I sympathize in another way, too. Like most of my listeners, I sometimes find it hard to believe in my heart that all these large-scale environmental problems have much to do with me.
They don’t, after all, look very real—yet. I know just as well as my listeners do that, when I wake up tomorrow morning and look out my window, things won’t look so bad. The sun will still be shining. The trees in my backyard will still be green. There will still be food in the supermarkets and no one will be staggering down the streets, blinded by ultraviolet radiation. There isn’t any doubt that some terrible things are in the process of happening to our world. But the worst of them haven’t happened yet.
So, really, why should any of us get very excited now about calamities that may be decades away?
* * *
I do get excited, though.
I have seven very good reasons for serious concern. Their names are Christine, Daniel, Emily, Eric, Julia, Tommy and Tobias. They are my grandchildren.
As I write this they range from the very small to the middle teens, and when they grow up and have children of their own I would like very much for them, too, to have green trees around them and plenty to eat, and for them to be able to walk in the sun without fear of a nasty death, and to know that the world will survive.

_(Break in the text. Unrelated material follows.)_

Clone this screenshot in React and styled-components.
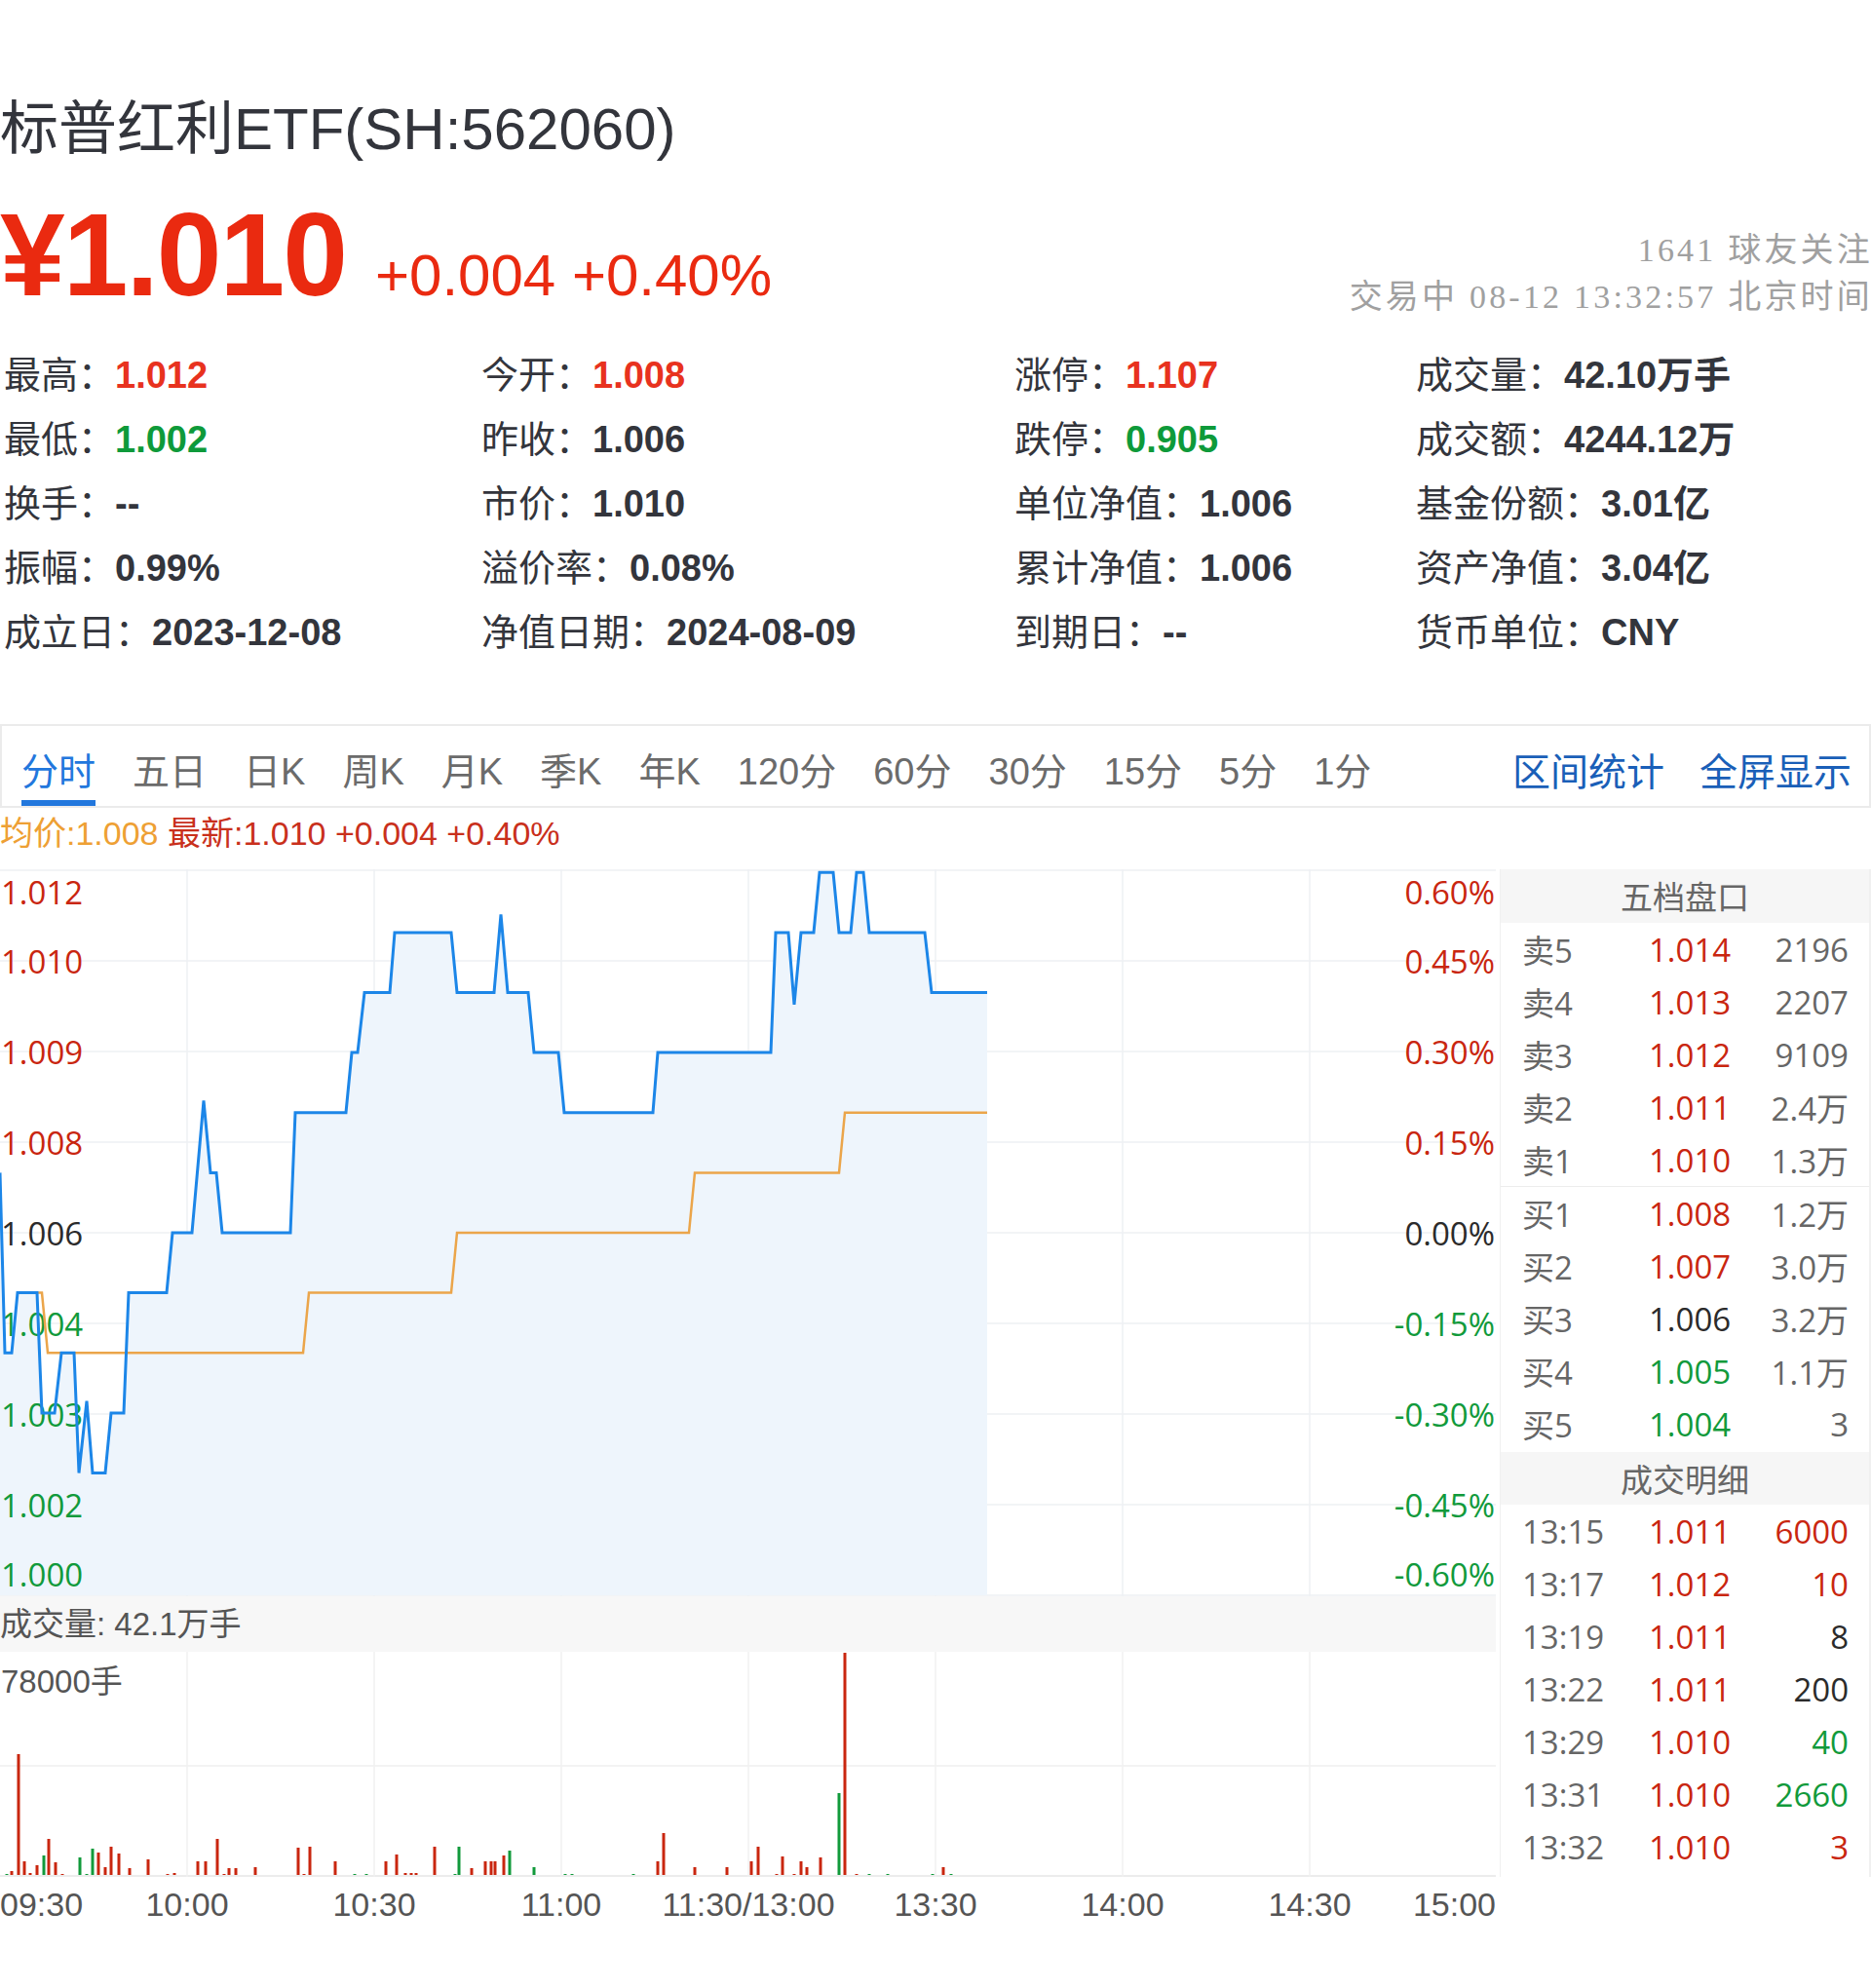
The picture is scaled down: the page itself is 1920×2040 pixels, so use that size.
import React from "react";
import styled, { createGlobalStyle } from "styled-components";

const RED = "#e8321e";
const GREEN = "#0e9a3a";
const DARK = "#33353c";
const CHART_RED = "#c9260f";
const CHART_GREEN = "#119a3b";

const GlobalStyle = createGlobalStyle`
  html, body { margin: 0; padding: 0; background: #fff; }
  body {
    font-family: "Liberation Sans", "Noto Sans CJK SC", sans-serif;
    color: ${DARK};
  }
`;

const Page = styled.div`
  width: 1920px;
  padding-top: 98px;
`;

const Title = styled.h1`
  margin: 0;
  font-size: 60px;
  font-weight: 400;
  line-height: 70px;
  color: ${DARK};
`;

const PriceRow = styled.div`
  display: flex;
  justify-content: space-between;
  align-items: flex-end;
  height: 120px;
  margin-top: 33px;
`;

const PriceMain = styled.div`
  display: flex;
  align-items: baseline;
  gap: 30px;
`;

const BigPrice = styled.span`
  font-size: 120px;
  font-weight: 700;
  line-height: 1;
  letter-spacing: -2px;
  color: #ea2a10;
`;

const Change = styled.span`
  font-size: 60px;
  color: #ea2a10;
`;

const Meta = styled.div`
  text-align: right;
  font-family: "Liberation Serif", "Noto Sans CJK SC", serif;
  font-size: 34px;
  line-height: 48px;
  letter-spacing: 3.2px;
  color: #a0a0a0;
  margin-bottom: -8px;
  margin-right: -2px;
`;

const StatGrid = styled.div`
  display: grid;
  grid-template-columns: 490px 547px 412px 1fr;
  margin-top: 31px;
  padding-left: 4px;
`;

const Stat = styled.div`
  font-size: 38px;
  line-height: 66px;
  white-space: nowrap;
  color: ${DARK};
`;

const toneColor = { up: RED, down: GREEN };

const StatValue = styled.b`
  font-weight: 700;
  color: ${({ $tone }) => toneColor[$tone] || DARK};
`;

const TabBar = styled.div`
  display: flex;
  align-items: stretch;
  height: 86px;
  box-sizing: border-box;
  border: 2px solid #ebebeb;
  margin-top: 61px;
  padding: 0 18px 0 20px;
  gap: 38px;
`;

const Tab = styled.div`
  position: relative;
  display: flex;
  align-items: center;
  padding-top: 5px;
  font-size: 38px;
  color: ${({ $active }) => ($active ? "#2277dd" : "#6b6b6b")};

  &::after {
    content: "";
    display: ${({ $active }) => ($active ? "block" : "none")};
    position: absolute;
    left: 0;
    right: 0;
    bottom: 0;
    height: 6px;
    background: #2277dd;
  }
`;

const TabLinks = styled.div`
  margin-left: auto;
  display: flex;
  align-items: center;
  gap: 36px;
  padding-top: 5px;
  font-size: 39px;
  color: #1a5fb8;
`;

const InfoLine = styled.div`
  height: 63px;
  line-height: 52px;
  font-size: 34px;
  color: #c9301c;
  white-space: pre;
`;

const Avg = styled.span`
  color: #eea034;
`;

const Main = styled.div`
  display: flex;
  gap: 4px;
`;

const ChartCol = styled.div`
  width: 1535px;
  flex: none;
`;

const ChartSvg = styled.svg`
  display: block;
  overflow: visible;
`;

const VolHead = styled.div`
  height: 57px;
  line-height: 57px;
  background: #f7f7f7;
  font-size: 33px;
  color: #555;
`;

const TimeAxis = styled.div`
  position: relative;
  height: 54px;
  font-size: 34px;
  color: #555;
`;

const TimeLabel = styled.span`
  position: absolute;
  top: 8px;
  line-height: 40px;
  white-space: nowrap;
  transform: translateX(${({ $align }) =>
    $align === "start" ? "0" : $align === "end" ? "-100%" : "-50%"});
`;

const Panel = styled.div`
  flex: 1;
  border-left: 1px solid #f0f0f0;
  border-right: 2px solid #f0f0f0;
  font-family: "Open Sans", "Noto Sans CJK SC", sans-serif;
  height: 1034px;
`;

const PanelHead = styled.div`
  height: ${({ $h }) => $h}px;
  margin-top: ${({ $gap }) => $gap || 0}px;
  line-height: ${({ $h }) => $h}px;
  text-align: center;
  background: #f6f6f6;
  font-size: 33px;
  color: #666;
  font-family: "Noto Sans CJK SC", sans-serif;
`;

const Row = styled.div`
  display: grid;
  grid-template-columns: 130px 1fr auto;
  align-items: center;
  height: 54px;
  padding: 0 21px 0 22px;
  font-size: 33px;
  color: #666;
`;

const Cell = styled.span`
  color: ${({ $c }) => $c || "#666"};
`;

const Divider = styled.div`
  height: 1px;
  background: #ececec;
`;

const stats = [
  ["最高", "1.012", "up"], ["今开", "1.008", "up"], ["涨停", "1.107", "up"], ["成交量", "42.10万手"],
  ["最低", "1.002", "down"], ["昨收", "1.006"], ["跌停", "0.905", "down"], ["成交额", "4244.12万"],
  ["换手", "--"], ["市价", "1.010"], ["单位净值", "1.006"], ["基金份额", "3.01亿"],
  ["振幅", "0.99%"], ["溢价率", "0.08%"], ["累计净值", "1.006"], ["资产净值", "3.04亿"],
  ["成立日", "2023-12-08"], ["净值日期", "2024-08-09"], ["到期日", "--"], ["货币单位", "CNY"],
];

const tabs = ["分时", "五日", "日K", "周K", "月K", "季K", "年K", "120分", "60分", "30分", "15分", "5分", "1分"];

const pricePts = [
  [0, 1.007], [5, 1.004], [12, 1.004], [18, 1.005], [38, 1.005], [43, 1.003], [56, 1.003],
  [63, 1.004], [76, 1.004], [81, 1.002], [89, 1.0032], [95, 1.002], [108, 1.002], [114, 1.003],
  [127, 1.003], [132, 1.005], [171, 1.005], [177, 1.006], [197, 1.006], [209, 1.0082], [216, 1.007],
  [222, 1.007], [228, 1.006], [298, 1.006], [303, 1.008], [355, 1.008], [361, 1.009], [367, 1.009],
  [374, 1.01], [400, 1.01], [405, 1.011], [463, 1.011], [469, 1.01], [507, 1.01], [514, 1.0113],
  [521, 1.01], [542, 1.01], [548, 1.009], [573, 1.009], [579, 1.008], [670, 1.008], [675, 1.009],
  [791, 1.009], [796, 1.011], [809, 1.011], [815, 1.0098], [822, 1.011], [835, 1.011], [841, 1.012],
  [855, 1.012], [861, 1.011], [873, 1.011], [879, 1.012], [886, 1.012], [892, 1.011], [949, 1.011],
  [956, 1.01], [1013, 1.01],
];

const avgPts = [
  [36, 1.005], [43, 1.005], [49, 1.004], [311, 1.004], [317, 1.005], [463, 1.005], [469, 1.006],
  [707, 1.006], [713, 1.007], [861, 1.007], [867, 1.008], [1013, 1.008],
];

// [x, height, up?]
const volBars = [
  [7, 1, 0], [12, 4, 1], [19, 124, 1], [25, 14, 1], [31, 2, 1], [38, 10, 1], [45, 20, 0], [50, 37, 1],
  [57, 13, 1], [64, 1, 1], [82, 18, 0], [89, 1, 0], [95, 27, 0], [101, 23, 1], [108, 8, 1], [114, 29, 1],
  [122, 22, 1], [133, 7, 1], [152, 16, 1], [172, 1, 1], [179, 2, 1], [203, 14, 1], [211, 14, 1],
  [223, 37, 1], [230, 1, 1], [235, 7, 1], [242, 7, 1], [262, 8, 1], [306, 28, 1], [312, 1, 1],
  [318, 29, 1], [344, 14, 1], [364, 1, 0], [376, 1, 0], [396, 14, 1], [407, 21, 1], [416, 2, 1],
  [422, 2, 1], [427, 2, 1], [446, 29, 1], [467, 1, 0], [471, 29, 0], [484, 7, 1], [498, 14, 1],
  [504, 14, 1], [508, 14, 1], [517, 20, 1], [523, 25, 0], [548, 8, 0], [580, 1, 0], [587, 1, 0],
  [650, 1, 0], [675, 14, 1], [681, 43, 1], [713, 8, 1], [746, 8, 1], [771, 14, 1], [778, 29, 1],
  [797, 1, 1], [803, 19, 1], [815, 1, 1], [822, 14, 1], [828, 8, 1], [842, 18, 1], [861, 84, 0],
  [867, 228, 1], [879, 1, 1], [892, 1, 0], [911, 1, 0], [957, 1, 0], [968, 8, 1], [976, 1, 0],
];

const leftLabels = ["1.012", "1.010", "1.009", "1.008", "1.006", "1.004", "1.003", "1.002", "1.000"];
const rightLabels = ["0.60%", "0.45%", "0.30%", "0.15%", "0.00%", "-0.15%", "-0.30%", "-0.45%", "-0.60%"];

const timeLabels = [
  ["09:30", 0, "start"], ["10:00", 192], ["10:30", 384], ["11:00", 576], ["11:30/13:00", 768],
  ["13:30", 960], ["14:00", 1152], ["14:30", 1344], ["15:00", 1535, "end"],
];

const book = [
  ["卖5", "1.014", CHART_RED, "2196"], ["卖4", "1.013", CHART_RED, "2207"],
  ["卖3", "1.012", CHART_RED, "9109"], ["卖2", "1.011", CHART_RED, "2.4万"],
  ["卖1", "1.010", CHART_RED, "1.3万"],
];
const bids = [
  ["买1", "1.008", CHART_RED, "1.2万"], ["买2", "1.007", CHART_RED, "3.0万"],
  ["买3", "1.006", "#2b2b2b", "3.2万"], ["买4", "1.005", CHART_GREEN, "1.1万"],
  ["买5", "1.004", CHART_GREEN, "3"],
];
const trades = [
  ["13:15", "1.011", "6000", CHART_RED], ["13:17", "1.012", "10", CHART_RED],
  ["13:19", "1.011", "8", "#2b2b2b"], ["13:22", "1.011", "200", "#2b2b2b"],
  ["13:29", "1.010", "40", CHART_GREEN], ["13:31", "1.010", "2660", CHART_GREEN],
  ["13:32", "1.010", "3", CHART_RED],
];

const CW = 1535;
const CH = 746;
const yOf = (p) => 373 - (p - 1.006) * 61630;
const toPath = (pts) =>
  pts.map(([x, p], i) => `${i ? "L" : "M"}${x},${yOf(p).toFixed(1)}`).join(" ");

const labelColor = (i) => (i < 4 ? CHART_RED : i === 4 ? "#2b2b2b" : CHART_GREEN);
const labelY = (i) => (i === 0 ? 23 : i === 8 ? 723 : 1 + i * 93);

const PriceChart = () => {
  const fill = `M0,745 ${toPath(pricePts).replace("M", "L")} L1013,745 Z`;
  return (
    <ChartSvg width={CW} height={CH} viewBox={`0 0 ${CW} ${CH}`}>
      {Array.from({ length: 9 }, (_, i) => (
        <line key={"h" + i} x1="0" x2={CW} y1={1 + i * 93} y2={1 + i * 93} stroke="#eef0f3" strokeWidth="1.5" />
      ))}
      {Array.from({ length: 7 }, (_, i) => (
        <line key={"v" + i} x1={192 * (i + 1)} x2={192 * (i + 1)} y1="0" y2={CH} stroke="#eef0f3" strokeWidth="1.5" />
      ))}
      <path d={fill} fill="#eef5fc" />
      <g fontFamily="Open Sans, sans-serif" fontSize="33" dominantBaseline="central">
        {leftLabels.map((t, i) => (
          <text key={t} x="1" y={labelY(i)} fill={labelColor(i)}>{t}</text>
        ))}
        {rightLabels.map((t, i) => (
          <text key={t} x={CW - 1} y={labelY(i)} fill={labelColor(i)} textAnchor="end">{t}</text>
        ))}
      </g>
      <path d={toPath(avgPts)} fill="none" stroke="#eba54a" strokeWidth="2.5" />
      <path d={toPath(pricePts)} fill="none" stroke="#1c86e8" strokeWidth="3" />
    </ChartSvg>
  );
};

const VolumeChart = () => (
  <ChartSvg width={CW} height="231" viewBox={`0 0 ${CW} 231`}>
    <line x1="0" x2={CW} y1="117" y2="117" stroke="#efefef" strokeWidth="1.5" />
    <line x1="0" x2={CW} y1="230" y2="230" stroke="#ececec" strokeWidth="2" />
    {Array.from({ length: 7 }, (_, i) => (
      <line key={i} x1={192 * (i + 1)} x2={192 * (i + 1)} y1="0" y2="231" stroke="#f1f1f1" strokeWidth="1.5" />
    ))}
    <text x="1" y="30" fontSize="33" fill="#555" dominantBaseline="central"
      fontFamily="Liberation Sans, Noto Sans CJK SC, sans-serif">78000手</text>
    {volBars.map(([x, h, up]) => (
      <rect key={x} x={x - 1.5} y={229 - h} width="3" height={h} fill={up ? "#c9260f" : "#119a3b"} />
    ))}
  </ChartSvg>
);

const App = () => (
  <Page>
    <GlobalStyle />
    <Title>标普红利ETF(SH:562060)</Title>
    <PriceRow>
      <PriceMain>
        <BigPrice>¥1.010</BigPrice>
        <Change>+0.004 +0.40%</Change>
      </PriceMain>
      <Meta>
        <div>1641 球友关注</div>
        <div>交易中 08-12 13:32:57 北京时间</div>
      </Meta>
    </PriceRow>

    <StatGrid>
      {stats.map(([label, value, tone]) => (
        <Stat key={label}>
          {label}：<StatValue $tone={tone}>{value}</StatValue>
        </Stat>
      ))}
    </StatGrid>

    <TabBar>
      {tabs.map((t, i) => (
        <Tab key={t} $active={i === 0}>{t}</Tab>
      ))}
      <TabLinks>
        <span>区间统计</span>
        <span>全屏显示</span>
      </TabLinks>
    </TabBar>

    <InfoLine>
      <Avg>均价:1.008</Avg> 最新:1.010 +0.004 +0.40%
    </InfoLine>

    <Main>
      <ChartCol>
        <PriceChart />
        <VolHead>成交量: 42.1万手</VolHead>
        <VolumeChart />
        <TimeAxis>
          {timeLabels.map(([t, x, align]) => (
            <TimeLabel key={t} $align={align} style={{ left: x }}>{t}</TimeLabel>
          ))}
        </TimeAxis>
      </ChartCol>

      <Panel>
        <PanelHead $h={55}>五档盘口</PanelHead>
        {book.map(([l, p, c, q]) => (
          <Row key={l}>
            <Cell>{l}</Cell>
            <Cell $c={c}>{p}</Cell>
            <Cell>{q}</Cell>
          </Row>
        ))}
        <Divider />
        {bids.map(([l, p, c, q]) => (
          <Row key={l}>
            <Cell>{l}</Cell>
            <Cell $c={c}>{p}</Cell>
            <Cell>{q}</Cell>
          </Row>
        ))}
        <PanelHead $h={54} $gap={2}>成交明细</PanelHead>
        {trades.map(([t, p, q, c]) => (
          <Row key={t}>
            <Cell>{t}</Cell>
            <Cell $c={CHART_RED}>{p}</Cell>
            <Cell $c={c}>{q}</Cell>
          </Row>
        ))}
      </Panel>
    </Main>
  </Page>
);

export default App;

It looks very much as though they may not have all of those things, though. They are lucky enough to have been born to a great competitive advantage: They all live in parts of the world that will be among the slowest to suffer from what we are doing to it. But that will not save them for long … not unless you and I and a lot of other people do get excited, excited enough to do now the things that will give them their birthright of a good life then.
It can happen. There can be a happy ending to it all … if we have the wisdom and the willingness to make it happen, by doing some pretty difficult things.
If we don’t, there won’t be any happy ending. There will merely be—for many of the things that make the world good, and very possibly for much of the living world itself—an ending.